Wer Lehren aus dem Unfall im Suezkanal erwartet hat, wird bitter enttäuscht. Stattdessen wurde geschachert wie auf dem Basar. Das könnte schmerzhafte Folgen haben.Christoph Schlautmann 06.07.2021 - 04:00 Uhr Artikel anhören

Eine Wiederholung scheint jederzeit möglich.

Foto: dpa

Düsseldorf. Als am 24. März 2015 der Germanwings-Flug 4U9525 mit einem Horrorabsturz in den französischen Alpen endete, trieb Luftfahrtexperten monatelang nur eine Frage um: Wie ließe sich die Wiederholung des Vorfalls – nämlich die Selbsttötung eines depressiven Piloten – in Zukunft verhindern? Am Ende folgten psychologische Gesundheitschecks für Luftkapitäne und eine überarbeitete Zwei-Piloten-Regel.

Als am 23. März 2018 ein selbst fahrender Volvo XC90 eine Fußgängerin in Arizona tödlich erfasste, stellte der Autobetreiber Uber sämtliche Testfahrten ein, bis nach Monaten der Fehler gefunden war.

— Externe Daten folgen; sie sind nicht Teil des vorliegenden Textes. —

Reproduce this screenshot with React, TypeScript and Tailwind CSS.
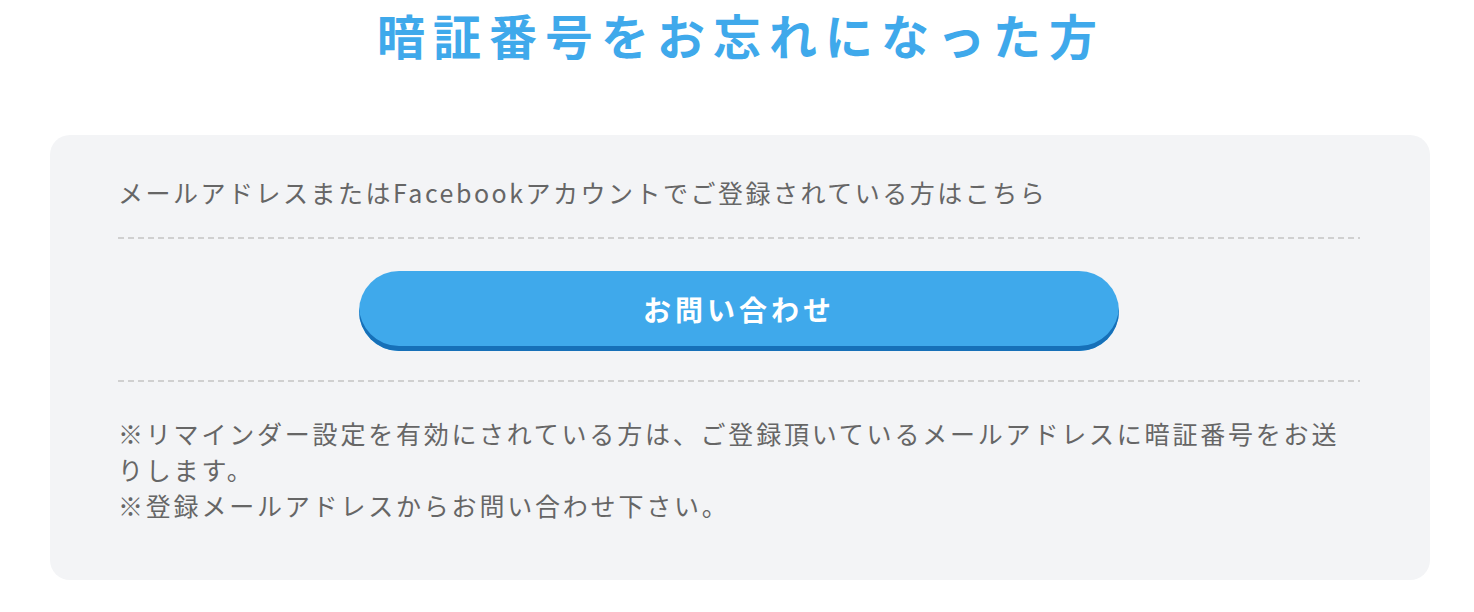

Anschließend folgten massive Einschränkungen für den Betrieb von Robotertaxis und eine neue Software fürs autonome Fahren.

Am 23. März dieses Jahres wiederum setzte sich ein 400 Meter langer Containerfrachter im Suezkanal quer und brachte über sechs Tage hinweg den internationalen Welthandel faktisch zum Erliegen. Die Lehren daraus? Keine.

Hemdsärmeliger kann man sich wohl kaum über die Risiken im eigenen Gewerbe hinwegsetzen, als es die Verursacher dieser katastrophalen Schiffshavarie tun. Die Behörden haben das Schiff nun schlussendlich freigegeben. Mehr als drei Monate standen die Akteure vor Gericht, verhandelten untereinander, tauschten sich mit Versicherungen aus.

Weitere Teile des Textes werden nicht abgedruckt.